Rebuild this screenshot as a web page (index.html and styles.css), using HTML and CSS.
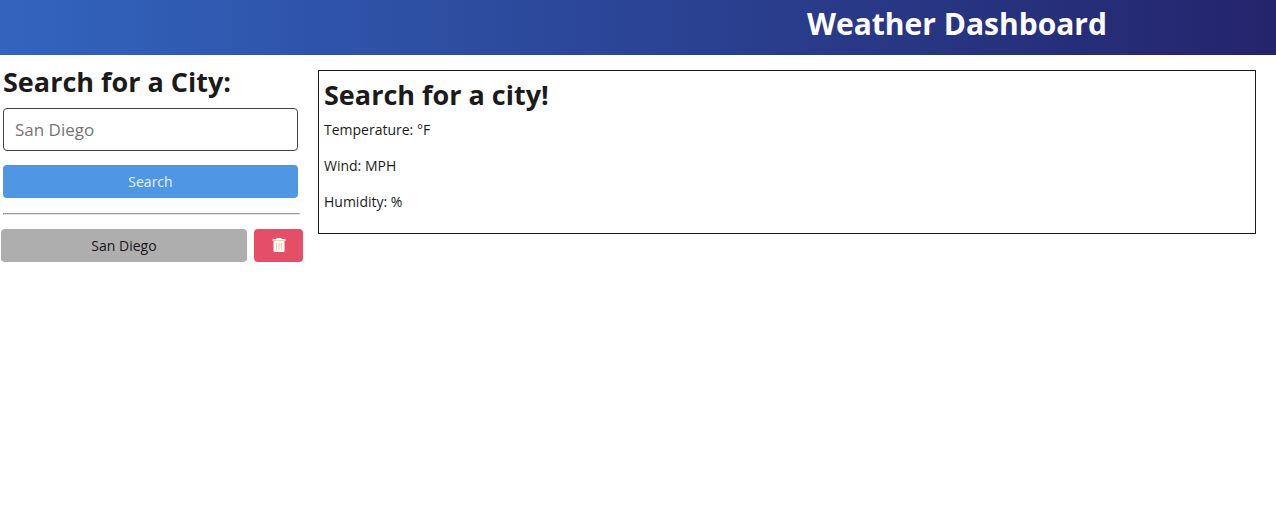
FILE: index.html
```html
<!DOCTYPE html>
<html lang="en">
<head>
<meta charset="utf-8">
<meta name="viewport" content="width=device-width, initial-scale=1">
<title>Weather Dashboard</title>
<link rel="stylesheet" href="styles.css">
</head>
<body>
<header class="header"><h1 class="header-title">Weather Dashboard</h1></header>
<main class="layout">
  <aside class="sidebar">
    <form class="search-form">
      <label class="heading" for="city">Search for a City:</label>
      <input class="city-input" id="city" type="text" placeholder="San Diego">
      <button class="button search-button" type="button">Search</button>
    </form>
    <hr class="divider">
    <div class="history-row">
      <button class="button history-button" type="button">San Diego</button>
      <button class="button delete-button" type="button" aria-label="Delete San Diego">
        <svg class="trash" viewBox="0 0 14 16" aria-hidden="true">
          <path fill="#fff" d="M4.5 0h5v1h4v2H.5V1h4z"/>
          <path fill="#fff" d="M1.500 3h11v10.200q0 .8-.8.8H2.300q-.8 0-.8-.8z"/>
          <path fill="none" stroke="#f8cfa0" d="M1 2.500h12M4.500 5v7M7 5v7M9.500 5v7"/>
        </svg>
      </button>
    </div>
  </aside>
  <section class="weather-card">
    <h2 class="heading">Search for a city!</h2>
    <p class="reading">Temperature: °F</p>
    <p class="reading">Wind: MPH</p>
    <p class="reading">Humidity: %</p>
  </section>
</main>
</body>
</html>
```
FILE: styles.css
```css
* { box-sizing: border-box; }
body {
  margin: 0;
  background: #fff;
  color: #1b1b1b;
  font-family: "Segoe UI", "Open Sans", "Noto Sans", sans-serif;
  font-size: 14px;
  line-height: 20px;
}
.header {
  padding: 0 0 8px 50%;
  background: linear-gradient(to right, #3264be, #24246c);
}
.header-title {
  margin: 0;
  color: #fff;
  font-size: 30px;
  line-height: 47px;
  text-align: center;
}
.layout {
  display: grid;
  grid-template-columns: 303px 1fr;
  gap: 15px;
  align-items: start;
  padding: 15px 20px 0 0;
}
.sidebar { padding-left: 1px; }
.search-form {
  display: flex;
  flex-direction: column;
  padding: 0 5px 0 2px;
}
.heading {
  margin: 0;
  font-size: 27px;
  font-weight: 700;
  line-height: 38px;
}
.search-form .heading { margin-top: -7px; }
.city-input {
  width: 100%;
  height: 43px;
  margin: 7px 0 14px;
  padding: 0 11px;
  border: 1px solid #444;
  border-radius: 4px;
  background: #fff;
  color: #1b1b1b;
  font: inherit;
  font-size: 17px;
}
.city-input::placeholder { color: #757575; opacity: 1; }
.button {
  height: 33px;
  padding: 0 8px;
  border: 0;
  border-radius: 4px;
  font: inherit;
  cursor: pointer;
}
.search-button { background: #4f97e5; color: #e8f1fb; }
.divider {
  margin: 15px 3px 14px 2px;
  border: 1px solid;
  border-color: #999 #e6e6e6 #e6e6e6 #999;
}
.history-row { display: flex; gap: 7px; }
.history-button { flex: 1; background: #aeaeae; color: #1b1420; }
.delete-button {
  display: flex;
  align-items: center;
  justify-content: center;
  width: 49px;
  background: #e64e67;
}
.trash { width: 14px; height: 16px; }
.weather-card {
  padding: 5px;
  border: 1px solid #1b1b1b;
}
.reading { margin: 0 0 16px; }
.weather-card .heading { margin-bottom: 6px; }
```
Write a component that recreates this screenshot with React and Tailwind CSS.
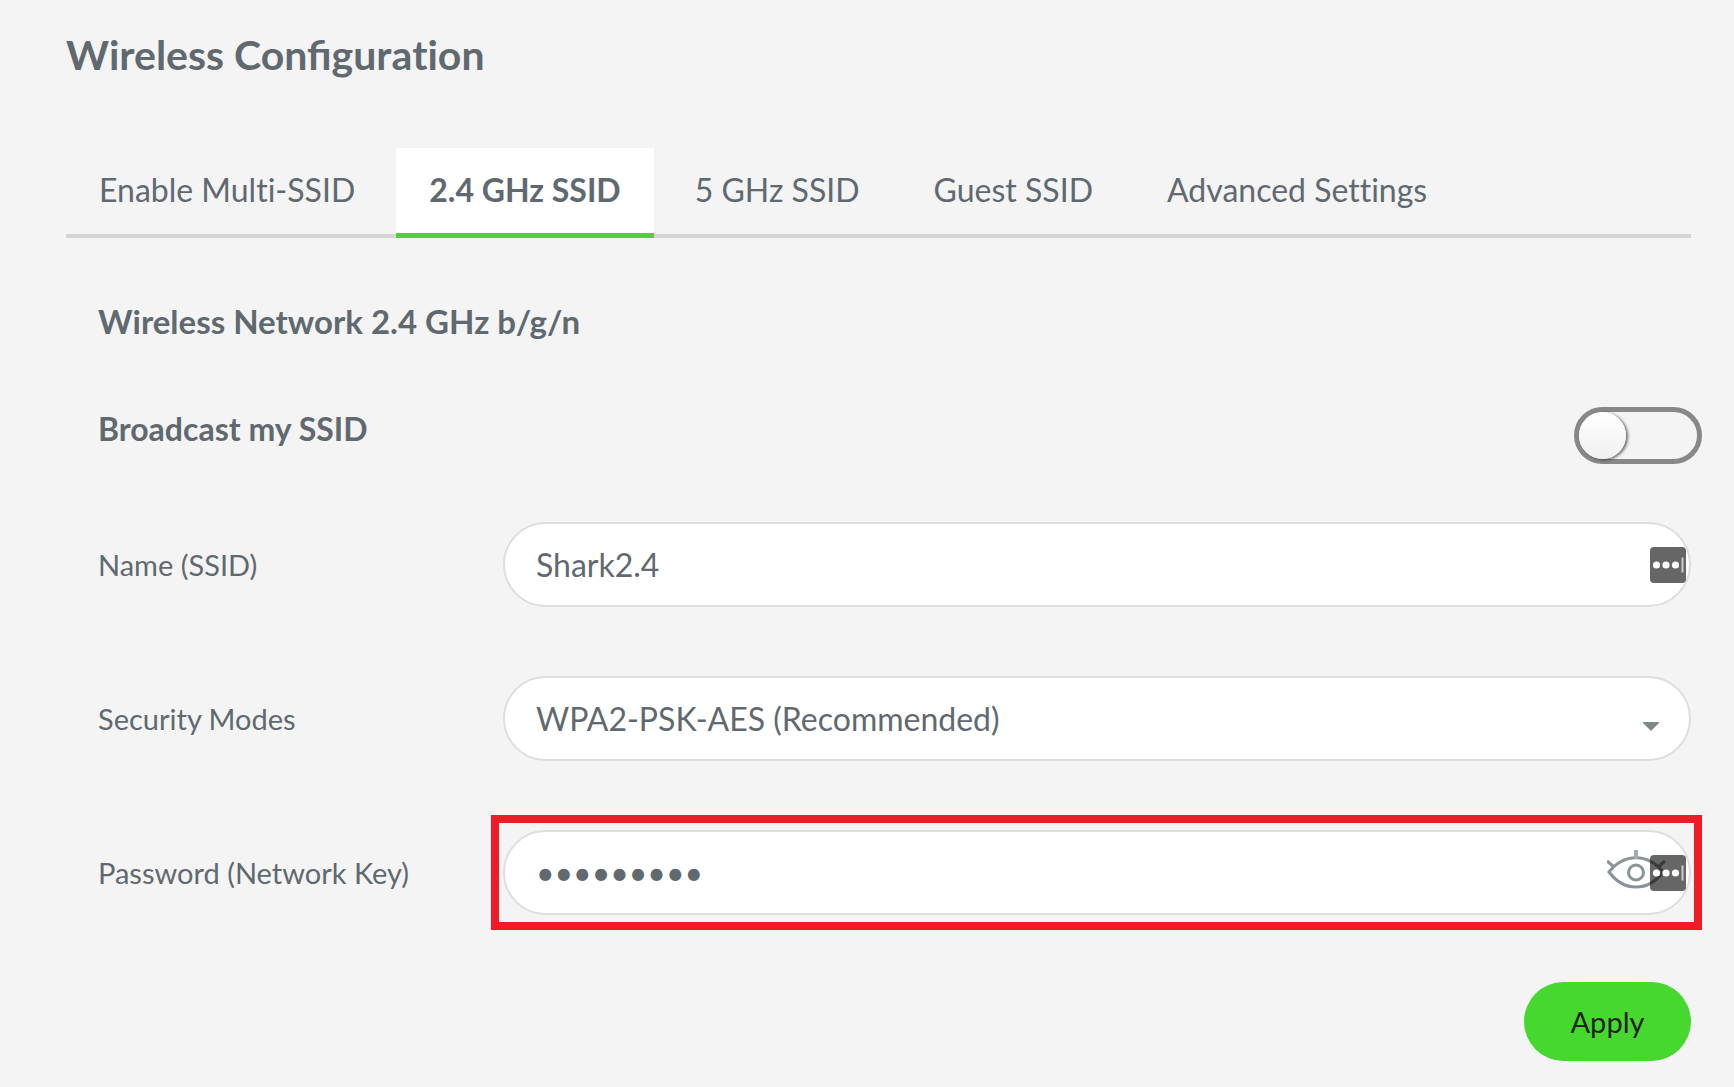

▶ _Goal_
Leaving aside the images, write out the entries above word for word.

▶ _Output below_
Rebuild this screenshot as a web page (index.html and styles.css), using HTML and CSS.
FILE: index.html
```html
<!DOCTYPE html>
<html lang="en">
<head>
<meta charset="utf-8">
<meta name="viewport" content="width=device-width, initial-scale=1">
<title>Weather Dashboard</title>
<link rel="stylesheet" href="styles.css">
</head>
<body>
<header class="header"><h1 class="header-title">Weather Dashboard</h1></header>
<main class="layout">
  <aside class="sidebar">
    <form class="search-form">
      <label class="heading" for="city">Search for a City:</label>
      <input class="city-input" id="city" type="text" placeholder="San Diego">
      <button class="button search-button" type="button">Search</button>
    </form>
    <hr class="divider">
    <div class="history-row">
      <button class="button history-button" type="button">San Diego</button>
      <button class="button delete-button" type="button" aria-label="Delete San Diego">
        <svg class="trash" viewBox="0 0 14 16" aria-hidden="true">
          <path fill="#fff" d="M4.5 0h5v1h4v2H.5V1h4z"/>
          <path fill="#fff" d="M1.500 3h11v10.200q0 .8-.8.8H2.300q-.8 0-.8-.8z"/>
          <path fill="none" stroke="#f8cfa0" d="M1 2.500h12M4.500 5v7M7 5v7M9.500 5v7"/>
        </svg>
      </button>
    </div>
  </aside>
  <section class="weather-card">
    <h2 class="heading">Search for a city!</h2>
    <p class="reading">Temperature: °F</p>
    <p class="reading">Wind: MPH</p>
    <p class="reading">Humidity: %</p>
  </section>
</main>
</body>
</html>
```
FILE: styles.css
```css
* { box-sizing: border-box; }
body {
  margin: 0;
  background: #fff;
  color: #1b1b1b;
  font-family: "Segoe UI", "Open Sans", "Noto Sans", sans-serif;
  font-size: 14px;
  line-height: 20px;
}
.header {
  padding: 0 0 8px 50%;
  background: linear-gradient(to right, #3264be, #24246c);
}
.header-title {
  margin: 0;
  color: #fff;
  font-size: 30px;
  line-height: 47px;
  text-align: center;
}
.layout {
  display: grid;
  grid-template-columns: 303px 1fr;
  gap: 15px;
  align-items: start;
  padding: 15px 20px 0 0;
}
.sidebar { padding-left: 1px; }
.search-form {
  display: flex;
  flex-direction: column;
  padding: 0 5px 0 2px;
}
.heading {
  margin: 0;
  font-size: 27px;
  font-weight: 700;
  line-height: 38px;
}
.search-form .heading { margin-top: -7px; }
.city-input {
  width: 100%;
  height: 43px;
  margin: 7px 0 14px;
  padding: 0 11px;
  border: 1px solid #444;
  border-radius: 4px;
  background: #fff;
  color: #1b1b1b;
  font: inherit;
  font-size: 17px;
}
.city-input::placeholder { color: #757575; opacity: 1; }
.button {
  height: 33px;
  padding: 0 8px;
  border: 0;
  border-radius: 4px;
  font: inherit;
  cursor: pointer;
}
.search-button { background: #4f97e5; color: #e8f1fb; }
.divider {
  margin: 15px 3px 14px 2px;
  border: 1px solid;
  border-color: #999 #e6e6e6 #e6e6e6 #999;
}
.history-row { display: flex; gap: 7px; }
.history-button { flex: 1; background: #aeaeae; color: #1b1420; }
.delete-button {
  display: flex;
  align-items: center;
  justify-content: center;
  width: 49px;
  background: #e64e67;
}
.trash { width: 14px; height: 16px; }
.weather-card {
  padding: 5px;
  border: 1px solid #1b1b1b;
}
.reading { margin: 0 0 16px; }
.weather-card .heading { margin-bottom: 6px; }
```
Write a component that recreates this screenshot with React and Tailwind CSS.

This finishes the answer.